- **GIVEN EXERCISE**
Report how many lines of these entries hold the string "styles"; reply with the number alone.

- **RECORDS PROVIDED**
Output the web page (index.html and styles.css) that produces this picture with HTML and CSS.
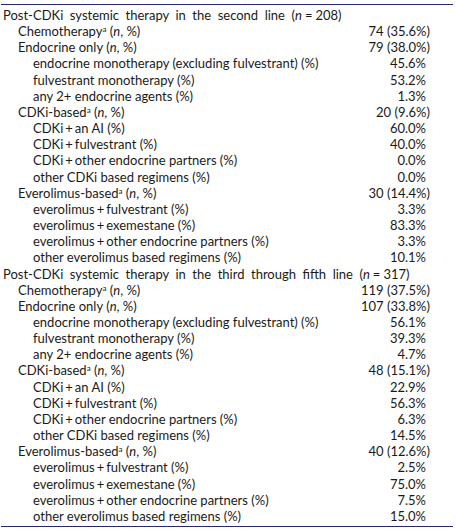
FILE: index.html
```html
<!DOCTYPE html>
<html lang="en">
<head>
    <meta charset="UTF-8">
    <meta name="viewport" content="width=device-width, initial-scale=1.0">
    <title>Post-CDKi systemic therapy</title>
    <link rel="stylesheet" href="styles.css">
</head>
<body>
<div class="wrap">
<table class="tbl">
<tr class="head"><td colspan="2">Post-CDKi systemic therapy in the second line (<i>n</i><span class="eq">=</span>208)</td></tr>
<tr><td class="l1">Chemotherapy<sup>a</sup> (<i>n</i>, %)</td><td class="val">74 (35.6%)</td></tr>
<tr><td class="l1">Endocrine only (<i>n</i>, %)</td><td class="val">79 (38.0%)</td></tr>
<tr><td class="l2">endocrine monotherapy (excluding fulvestrant) (%)</td><td class="val pct">45.6%</td></tr>
<tr><td class="l2">fulvestrant monotherapy (%)</td><td class="val pct">53.2%</td></tr>
<tr><td class="l2">any 2+ endocrine agents (%)</td><td class="val pct">1.3%</td></tr>
<tr><td class="l1">CDKi-based<sup>a</sup> (<i>n</i>, %)</td><td class="val">20 (9.6%)</td></tr>
<tr><td class="l2">CDKi<span class="op">+</span>an AI (%)</td><td class="val pct">60.0%</td></tr>
<tr><td class="l2">CDKi<span class="op">+</span>fulvestrant (%)</td><td class="val pct">40.0%</td></tr>
<tr><td class="l2">CDKi<span class="op">+</span>other endocrine partners (%)</td><td class="val pct">0.0%</td></tr>
<tr><td class="l2">other CDKi based regimens (%)</td><td class="val pct">0.0%</td></tr>
<tr><td class="l1">Everolimus-based<sup>a</sup> (<i>n</i>, %)</td><td class="val">30 (14.4%)</td></tr>
<tr><td class="l2">everolimus<span class="op">+</span>fulvestrant (%)</td><td class="val pct">3.3%</td></tr>
<tr><td class="l2">everolimus<span class="op">+</span>exemestane (%)</td><td class="val pct">83.3%</td></tr>
<tr><td class="l2">everolimus<span class="op">+</span>other endocrine partners (%)</td><td class="val pct">3.3%</td></tr>
<tr><td class="l2">other everolimus based regimens (%)</td><td class="val pct">10.1%</td></tr>
<tr class="head"><td colspan="2">Post-CDKi systemic therapy in the third through fifth line (<i>n</i><span class="eq">=</span>317)</td></tr>
<tr><td class="l1">Chemotherapy<sup>a</sup> (<i>n</i>, %)</td><td class="val">119 (37.5%)</td></tr>
<tr><td class="l1">Endocrine only (<i>n</i>, %)</td><td class="val">107 (33.8%)</td></tr>
<tr><td class="l2">endocrine monotherapy (excluding fulvestrant) (%)</td><td class="val pct">56.1%</td></tr>
<tr><td class="l2">fulvestrant monotherapy (%)</td><td class="val pct">39.3%</td></tr>
<tr><td class="l2">any 2+ endocrine agents (%)</td><td class="val pct">4.7%</td></tr>
<tr><td class="l1">CDKi-based<sup>a</sup> (<i>n</i>, %)</td><td class="val">48 (15.1%)</td></tr>
<tr><td class="l2">CDKi<span class="op">+</span>an AI (%)</td><td class="val pct">22.9%</td></tr>
<tr><td class="l2">CDKi<span class="op">+</span>fulvestrant (%)</td><td class="val pct">56.3%</td></tr>
<tr><td class="l2">CDKi<span class="op">+</span>other endocrine partners (%)</td><td class="val pct">6.3%</td></tr>
<tr><td class="l2">other CDKi based regimens (%)</td><td class="val pct">14.5%</td></tr>
<tr><td class="l1">Everolimus-based<sup>a</sup> (<i>n</i>, %)</td><td class="val">40 (12.6%)</td></tr>
<tr><td class="l2">everolimus<span class="op">+</span>fulvestrant (%)</td><td class="val pct">2.5%</td></tr>
<tr><td class="l2">everolimus<span class="op">+</span>exemestane (%)</td><td class="val pct">75.0%</td></tr>
<tr><td class="l2">everolimus<span class="op">+</span>other endocrine partners (%)</td><td class="val pct">7.5%</td></tr>
<tr><td class="l2">other everolimus based regimens (%)</td><td class="val pct">15.0%</td></tr>
</table>
</div>
</body>
</html>
```

FILE: styles.css
```css
* {
margin: 0;
padding: 0;
box-sizing: border-box;
}

body {
background-color: #ffffff;
font-family: Lato, "Open Sans", sans-serif;
font-size: 13px;
color: #1a1a1a;
}

.wrap {
margin: 4px 3px 0 1px;
padding: 2px 0;
border-top: 1.5px solid #262a6b;
border-bottom: 1.5px solid #262a6b;
}

.tbl {
width: 100%;
border-collapse: collapse;
}

.tbl td {
height: 16.16px;
line-height: 16.16px;
padding: 0;
white-space: nowrap;
vertical-align: middle;
}

.head td {
padding-left: 2px;
word-spacing: 3.2px;
}

.tbl .l1 {
padding-left: 17px;
}

.tbl .l2 {
padding-left: 32px;
}

.tbl .val {
text-align: right;
padding-right: 23px;
}

.tbl .val.pct {
padding-right: 27px;
}

.op {
margin: 0 2px;
}

.eq {
margin: 0 3px;
}

sup {
font-size: 8px;
line-height: 0;
vertical-align: 4px;
}
```
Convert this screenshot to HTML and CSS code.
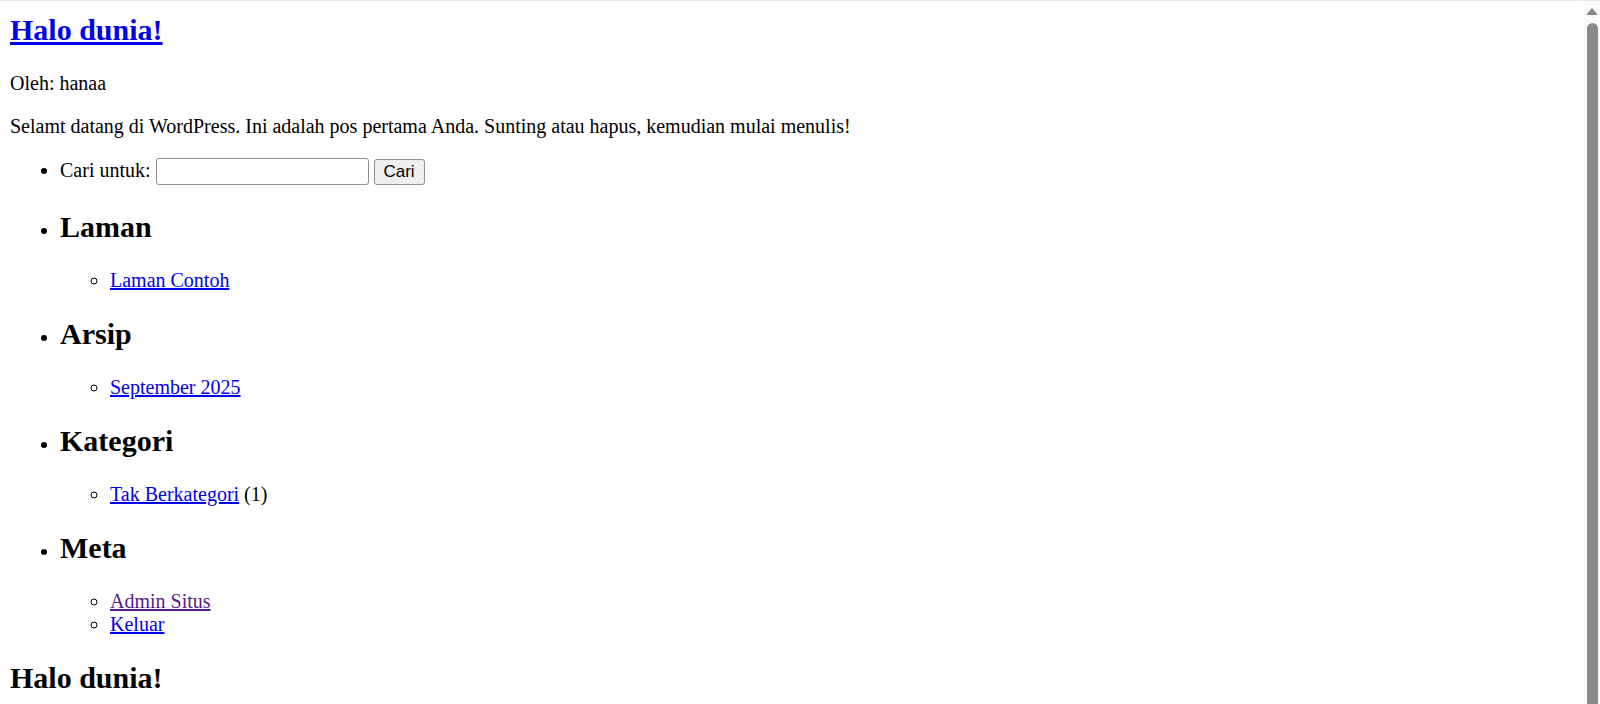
FILE: index.html
```html
<!DOCTYPE html>
<html lang="id">
<head>
<meta charset="utf-8">
<title>Halo dunia!</title>
<link rel="stylesheet" href="styles.css">
</head>
<body>
<div class="topline"></div>
<div class="scrollbar" aria-hidden="true">
  <div class="scroll-arrow"></div>
  <div class="scroll-thumb"></div>
</div>
<div class="post">
  <h2 class="post-title"><a href="#">Halo dunia!</a></h2>
  <p>Oleh: hanaa</p>
  <p>Selamt datang di WordPress. Ini adalah pos pertama Anda. Sunting atau hapus, kemudian mulai menulis!</p>
</div>
<ul class="sidebar">
  <li>
    <form class="search" action="#">
      <label>Cari untuk:</label>
      <input type="text" class="search-input">
      <button type="button" class="search-btn">Cari</button>
    </form>
  </li>
  <li>
    <h2>Laman</h2>
    <ul class="sub"><li><a href="#">Laman Contoh</a></li></ul>
  </li>
  <li>
    <h2>Arsip</h2>
    <ul class="sub"><li><a href="#">September 2025</a></li></ul>
  </li>
  <li>
    <h2>Kategori</h2>
    <ul class="sub"><li><a href="#">Tak Berkategori</a> (1)</li></ul>
  </li>
  <li>
    <h2>Meta</h2>
    <ul class="sub">
      <li><a href="#" class="visited">Admin Situs</a></li>
      <li><a href="#">Keluar</a></li>
    </ul>
  </li>
</ul>
<h2>Halo dunia!</h2>
<p>&nbsp;</p>
</body>
</html>
```

FILE: styles.css
```css
html {
  background: #ffffff;
}
body {
  margin: 10px;
  padding-top: 3px;
  font-family: "Liberation Serif", "Times New Roman", serif;
  font-size: 20px;
  color: #000000;
}
.topline {
  position: fixed;
  top: 0;
  left: 0;
  right: 0;
  height: 1px;
  background: #f3e4e4;
}
.scrollbar {
  position: fixed;
  top: 1px;
  right: 0;
  bottom: 0;
  width: 17px;
  background: #fbfbfb;
  display: flex;
  flex-direction: column;
  align-items: center;
}
.scroll-arrow {
  margin-top: 7px;
  margin-left: 1px;
  width: 0;
  height: 0;
  border-left: 6px solid transparent;
  border-right: 6px solid transparent;
  border-bottom: 7px solid #8a8a8a;
}
.scroll-thumb {
  margin-top: 8px;
  margin-left: 1px;
  width: 11px;
  flex: 1;
  background: #8a8a8a;
  border-radius: 6px 6px 0 0;
}
a {
  color: #0000ee;
}
a.visited {
  color: #551a8b;
}
h2 {
  font-size: 30px;
  margin: 25px 0;
}
.post-title {
  margin-top: 0;
}
p {
  margin: 20px 0;
}
.sidebar {
  margin: 20px 0;
  padding-left: 50px;
  list-style: disc;
}
.sub {
  margin: 20px 0;
  padding-left: 50px;
  list-style: circle;
}
.search {
  margin: 0;
}
.search-input {
  width: 213px;
  height: 27px;
  box-sizing: border-box;
  border: 1px solid #8f8f8f;
  border-radius: 3px;
  padding: 1px 3px;
  font-size: 16.7px;
  vertical-align: baseline;
}
.search-btn {
  width: 51px;
  height: 26px;
  box-sizing: border-box;
  font-family: "Liberation Sans", Arial, sans-serif;
  font-size: 17px;
  padding: 0;
  background: #efefef;
  border: 1px solid #8f8f8f;
  border-radius: 3px;
  color: #000;
}
```
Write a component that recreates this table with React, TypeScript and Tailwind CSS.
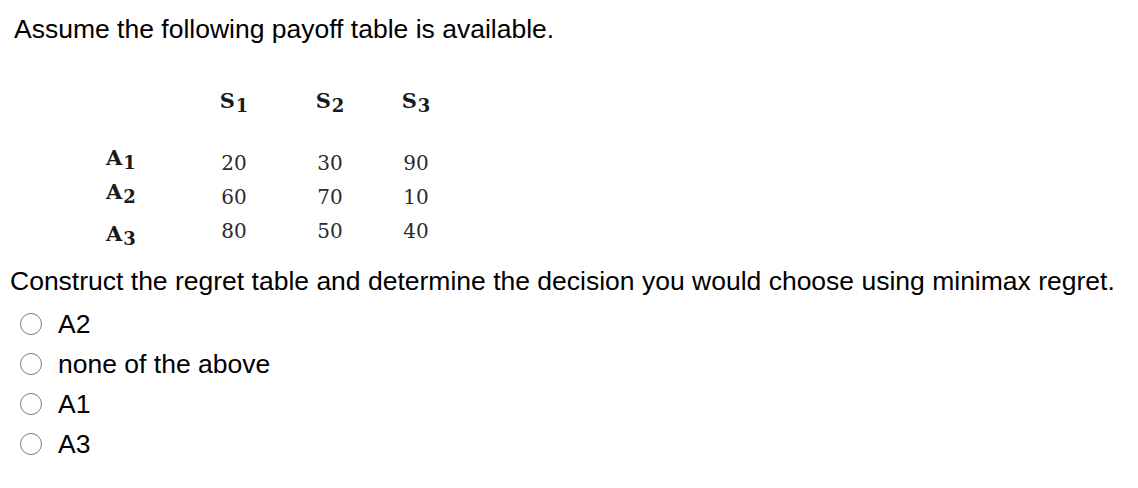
export default function App() {
  const sans = "font-['Liberation_Sans',Arial,sans-serif]";
  const serif = "font-['DejaVu_Serif','Liberation_Serif',serif]";

  const rows = [
    { label: "1", values: ["20", "30", "90"], shift: "-translate-y-[5px]" },
    { label: "2", values: ["60", "70", "10"], shift: "-translate-y-[5px]" },
    { label: "3", values: ["80", "50", "40"], shift: "translate-y-[3px]" },
  ];

  const options = ["A2", "none of the above", "A1", "A3"];

  return (
    <main className={`w-[1138px] h-[488px] bg-white text-black ${sans}`}>
      <p className="pl-[14px] pt-[14px] text-[26.5px] leading-[30px]">
        Assume the following payoff table is available.
      </p>

      {/* payoff table */}
      <div className={`ml-[106px] mt-[41px] ${serif}`}>
        <div className="flex h-[32px] items-center">
          <div className="w-[80px]" />
          {["1", "2", "3"].map((n, i) => (
            <div
              key={n}
              className={`${i === 2 ? "w-[76px]" : "w-[96px]"} text-center text-[21px] font-bold text-[#1a1a1a]`}
            >
              S<sub className="ml-[1px] text-[18px] relative top-[4px] align-baseline">{n}</sub>
            </div>
          ))}
        </div>
        <div className="mt-[29px] flex flex-col">
          {rows.map((r) => (
            <div key={r.label} className="flex h-[34px] items-center">
              <div className={`w-[80px] text-[21px] font-bold text-[#1a1a1a] ${r.shift}`}>
                A<sub className="ml-[1px] text-[18px] relative top-[4px] align-baseline">{r.label}</sub>
              </div>
              {r.values.map((v, i) => (
                <div
                  key={i}
                  className={`${i === 2 ? "w-[76px]" : "w-[96px]"} text-center text-[20px] text-[#2a2a2a]`}
                >
                  {v}
                </div>
              ))}
            </div>
          ))}
        </div>
      </div>

      <p className="pl-[10px] mt-[18px] text-[26.5px] leading-[30px]">
        Construct the regret table and determine the decision you would choose using minimax regret.
      </p>

      <ul className="mt-[8px] flex flex-col">
        {options.map((o) => (
          <li key={o} className="flex h-[40px] items-center">
            <span className="ml-[20px] h-[22px] w-[22px] rounded-full border-[1.5px] border-[#7a7a7a] bg-white" />
            <span className="ml-[16px] text-[26.5px] leading-[30px]">{o}</span>
          </li>
        ))}
      </ul>
    </main>
  );
}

- **RESPONSE TO THIS EXERCISE**
5